# Blind spot monitoring volume



## arctic9048 (Mar 31, 2016)

So, I looked through the manual and I'm guessing it can't be done because all I saw was how to turn it on/off but I was wondering if there was a way to change the volume of the blind spot warning.

I have a 2016 SL.

Thanks


----------



## OhmsLaw (Mar 29, 2016)

Look for a trimpot
https://en.wikipedia.org/wiki/Trimmer_(electronics)
on the circuit board. 

It may be a volume control. Mark it before you move it.


----------



## arctic9048 (Mar 31, 2016)

Okay -- thank you. I don't think I really want to start messing with that because I'm not very good with that kind of stuff to begin with. I wish it was a little louder but it's fine.


----------



## OhmsLaw (Mar 29, 2016)

arctic9048 said:


> I wish it was a little louder but it's fine.


Depending on your configuration you could make a horn like on these
https://www.pinterest.com/bamamade/victrola-vixen/
things.

It works like a megaphone, which will almost certainly make the sound louder. For the shape, I'd try to copy the conical shape shown in the pic.

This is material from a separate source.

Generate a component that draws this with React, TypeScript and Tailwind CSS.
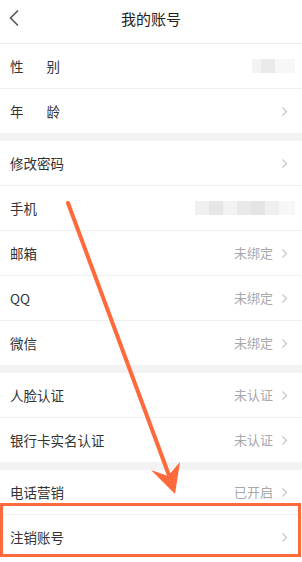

Make a cardboard mockup first.

The frequency of these audible indicators (Sonalert is one brand name) is designed to match the sensitivity of the ear, so if you are the only one with a problem a hearing test may be in order.

If the volume is accidentally set too low on your vehicle only (listen to other vehicles on the lot) then your dealer may have to tweak it. 
Definitely write on the repair order "No other work authorized" even if you have to write on top of the fine print crowding the signature line.

This may be a safety related issue, ask the Center for Auto Safety.


----------



## K0PIR (Dec 29, 2015)

I wish it was louder too. Would have saved us some money. Hopefully nissan checks these posts to see what people want.

Sent from my SAMSUNG-SGH-I337 using Tapatalk


----------



## OhmsLaw (Mar 29, 2016)

Here's another way to fix it.
mike amplifier speaker kit - Google Search

The trick is, how many watts into a small speaker are needed to overcome vehicle background noise for most people? 
Evidently Nissan muffed this calculation.


----------